Almost 50 gigabytes of stolen data from Yandex services were recently shared online. The company is trying to downplay the leak but the source code shared via torrent can reveal a lot of useful information about how its services – and the web search engine in particular – actually work.

One of the most interesting – and potentially damaging – facets of the leak is the source code of the Yandex search engine, namely the ranking factors used by the algorithm to provide results for user search queries. The leak lists 1,922 unique ranking factors, the majority of which are marked as “deprecated” and have likely been replaced in the most recent versions of Yandex code.
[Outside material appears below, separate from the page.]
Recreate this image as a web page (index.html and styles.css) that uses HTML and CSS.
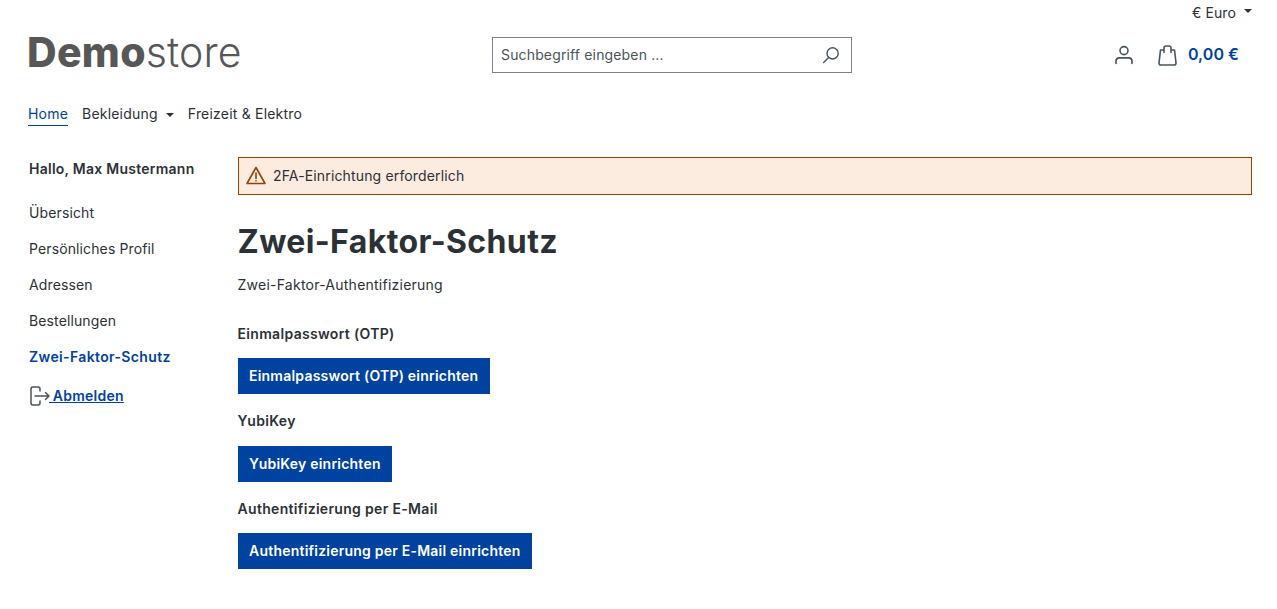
FILE: index.html
```html
<!DOCTYPE html>
<html lang="de">
  <head>
    <meta charset="utf-8">
    <meta name="viewport" content="width=device-width, initial-scale=1" />
    <title>Zwei-Faktor-Schutz</title>
    <link rel="stylesheet" href="styles.css">
  </head>
  <body>

    <div class="top-bar">
      <span class="currency">€ Euro</span>
      <span class="caret"></span>
    </div>

    <header class="header">
      <a class="logo" href="#"><b>Demo</b>store</a>
      <form class="search">
        <input class="search-input" type="text" placeholder="Suchbegriff eingeben ...">
        <svg class="search-icon" width="18" height="18" viewBox="0 0 18 18" fill="none" stroke="#4a545b" stroke-width="1.4">
          <circle cx="10.6" cy="7.4" r="5.6"/>
          <path d="M6.6 11.4 1.6 16.4" stroke-linecap="round"/>
        </svg>
      </form>
      <div class="header-actions">
        <svg class="user-icon" width="18" height="20" viewBox="0 0 18 20" fill="none" stroke="#4a545b" stroke-width="1.6" stroke-linecap="round">
          <circle cx="9" cy="5.6" r="4"/>
          <path d="M1 18.5v-2.2c0-2 1.6-3.4 3.5-3.4h9c1.900 0 3.500 1.400 3.500 3.400v2.200"/>
        </svg>
        <svg class="bag-icon" width="21" height="21" viewBox="0 0 21 21" fill="none" stroke="#4a545b" stroke-width="1.6" stroke-linecap="round" stroke-linejoin="round">
          <path d="M6.500 5H3.500L2 18c-.1 1 .6 2 1.800 2h13.400c1.200 0 1.900-1 1.800-2L17.500 5H14.500"/>
          <path d="M7 7.500V3c0-1.200.8-2 2-2h3c1.200 0 2 .8 2 2v4.500"/>
        </svg>
        <span class="cart-total">0,00 €</span>
      </div>
    </header>

    <nav class="main-nav">
      <a class="nav-link active" href="#">Home</a>
      <a class="nav-link" href="#">Bekleidung <span class="caret"></span></a>
      <a class="nav-link" href="#">Freizeit &amp; Elektro</a>
    </nav>

    <div class="content">
      <aside class="sidebar">
        <div class="hello">Hallo, Max Mustermann</div>
        <a class="side-link" href="#">Übersicht</a>
        <a class="side-link" href="#">Persönliches Profil</a>
        <a class="side-link" href="#">Adressen</a>
        <a class="side-link" href="#">Bestellungen</a>
        <a class="side-link current" href="#">Zwei-Faktor-Schutz</a>
        <a class="logout" href="#">
          <svg width="22" height="20" viewBox="0 0 22 20" fill="none" stroke="#4a545b" stroke-width="1.500" stroke-linecap="round" stroke-linejoin="round">
            <path d="M11 5V3c0-1.200-.8-2-2-2H4C2.800 1 2 1.800 2 3v14c0 1.200.8 2 2 2h5c1.200 0 2-.8 2-2v-2"/>
            <path d="M6 10h14M16.500 6.500 20 10l-3.500 3.500"/>
          </svg><span class="logout-text"> Abmelden</span>
        </a>
      </aside>

      <main class="main">
        <div class="alert">
          <svg width="20" height="19" viewBox="0 0 20 19" fill="none" stroke="#974200" stroke-width="1.600" stroke-linecap="round" stroke-linejoin="round">
            <path d="M10 1.500 1 17.500h18z"/>
            <path d="M10 7v5.500M10 14.800v.2"/>
          </svg>
          <span>2FA-Einrichtung erforderlich</span>
        </div>

        <h1 class="page-title">Zwei-Faktor-Schutz</h1>
        <p class="intro">Zwei-Faktor-Authentifizierung</p>

        <h2 class="method-title">Einmalpasswort (OTP)</h2>
        <a class="btn" href="#">Einmalpasswort (OTP) einrichten</a>

        <h2 class="method-title">YubiKey</h2>
        <a class="btn" href="#">YubiKey einrichten</a>

        <h2 class="method-title">Authentifizierung per E-Mail</h2>
        <a class="btn" href="#">Authentifizierung per E-Mail einrichten</a>
      </main>
    </div>

  </body>
</html>
```

FILE: styles.css
```css
* {
    box-sizing: border-box;
}
body {
    margin: 0;
    font-family: Inter, "Liberation Sans", sans-serif;
    font-size: 14px;
    line-height: 21px;
    font-optical-sizing: none;
    letter-spacing: .12px;
    color: #2b3136;
    background: #fff;
}
a {
    color: inherit;
    text-decoration: none;
}

/* --- top */
.top-bar {
    display: flex;
    justify-content: flex-end;
    align-items: center;
    gap: 8px;
    height: 26px;
    padding: 0 25px 2px 0;
}
.caret {
    display: inline-block;
    width: 0;
    height: 0;
    border-top: 4px solid #2b3136;
    border-left: 4px solid transparent;
    border-right: 4px solid transparent;
    vertical-align: 2px;
    margin-left: 4px;
}
.top-bar .caret {
    margin-left: 0;
    margin-bottom: 2px;
}
.header {
    display: grid;
    grid-template-columns: 464px 360px 1fr;
    align-items: center;
    height: 58px;
    padding: 0 38px 0 28px;
}
.logo {
    margin: -6px 0 0 -1px;
    font-size: 41px;
    line-height: 1;
    letter-spacing: .1px;
    font-weight: 300;
    color: #575757;
}
.logo b {
    font-weight: 800;
    letter-spacing: .3px;
}
.search {
    display: flex;
    align-items: center;
    height: 36px;
    border: 1px solid #798490;
    padding: 0 11px 0 8px;
}
.search-input {
    flex: 1;
    min-width: 0;
    height: 32px;
    margin-top: -2px;
    border: 0;
    outline: 0;
    padding: 0;
    font: inherit;
    letter-spacing: .15px;
    color: #2b3136;
}
.search-input::placeholder {
    color: #4a545b;
    opacity: 1;
}
.header-actions {
    display: flex;
    justify-content: flex-end;
    align-items: center;
}
.bag-icon {
    margin-left: 24px;
}
.cart-total {
    margin-left: 10px;
    margin-bottom: 2px;
    font-size: 16px;
    letter-spacing: .05px;
    font-weight: 600;
    color: #0042a0;
}

/* --- nav */
.main-nav {
    display: flex;
    gap: 14px;
    height: 73px;
    padding: 19px 28px 0;
    letter-spacing: .2px;
}
.nav-link {
    height: 23px;
    line-height: 22px;
}
.nav-link.active {
    color: #0042a0;
    border-bottom: 1px solid #0042a0;
}

/* --- content */
.content {
    display: flex;
    padding: 0 25px 0 29px;
}
.sidebar {
    flex: 0 0 209px;
}
.hello {
    font-weight: 600;
    letter-spacing: .25px;
    margin-top: 1px;
    margin-bottom: 23px;
}
.side-link {
    display: block;
    height: 36px;
    line-height: 21px;
}
.side-link.current {
    font-weight: 600;
    letter-spacing: .36px;
    color: #0042a0;
}
.logout {
    display: flex;
    align-items: center;
    margin-top: 3px;
    font-weight: 600;
    letter-spacing: .25px;
    color: #0042a0;
}
.logout-text {
    margin-left: -2px;
    white-space: pre;
    text-decoration: underline;
}
.main {
    flex: 1;
    min-width: 0;
    margin-left: -.5px;
}
.alert {
    display: flex;
    align-items: center;
    gap: 7px;
    height: 38px;
    margin-left: .5px;
    padding: 0 7px 1px;
    letter-spacing: .15px;
    background: #fcece0;
    border: 1px solid #974200;
}
.page-title {
    margin: 27px 0 12px;
    font-size: 32px;
    line-height: 40px;
    letter-spacing: .38px;
    font-weight: 700;
}
.intro {
    margin: 0 0 28px;
    letter-spacing: .24px;
}
.method-title {
    margin: 0 0 14.2px;
    font-size: 14px;
    line-height: 21px;
    letter-spacing: .32px;
    font-weight: 600;
}
.btn {
    display: table;
    height: 36px;
    margin-bottom: 16.2px;
    margin-left: .5px;
    padding: 0 11.600px 0 11px;
    line-height: 35px;
    letter-spacing: .22px;
    font-weight: 600;
    color: #fff;
    background: #0042a0;
}
```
The first ranking factor employed by the Russian search engine is “PAGE_RANK”, which is a clear reference to the most important algorithm used by Google to rank web pages. As for Yandex’s own web search, the leaked algorithm seems to favor pages that aren’t too old, have a lot of organic traffic (ie unique visitors), are code-optimized and are hosted on reliable servers or are Wikipedia pages. The Yandex leak surely offers a lot of information to SEO professionals about how a world-class search engine actually works, even though security implications should not be that interesting. Shestakov said that there is no personal data involved, and the few API keys have likely been used for testing only. Yandex’s official press release about the incident said the leaked code fragments are “outdated and differ from the version currently used” by its services, while some of the published fragments “were never actually used in operations.” The company is still investigating the seemingly politically-motivated incident and will take all possible measures to improve its management oversight so that there will be no more leaks in the future.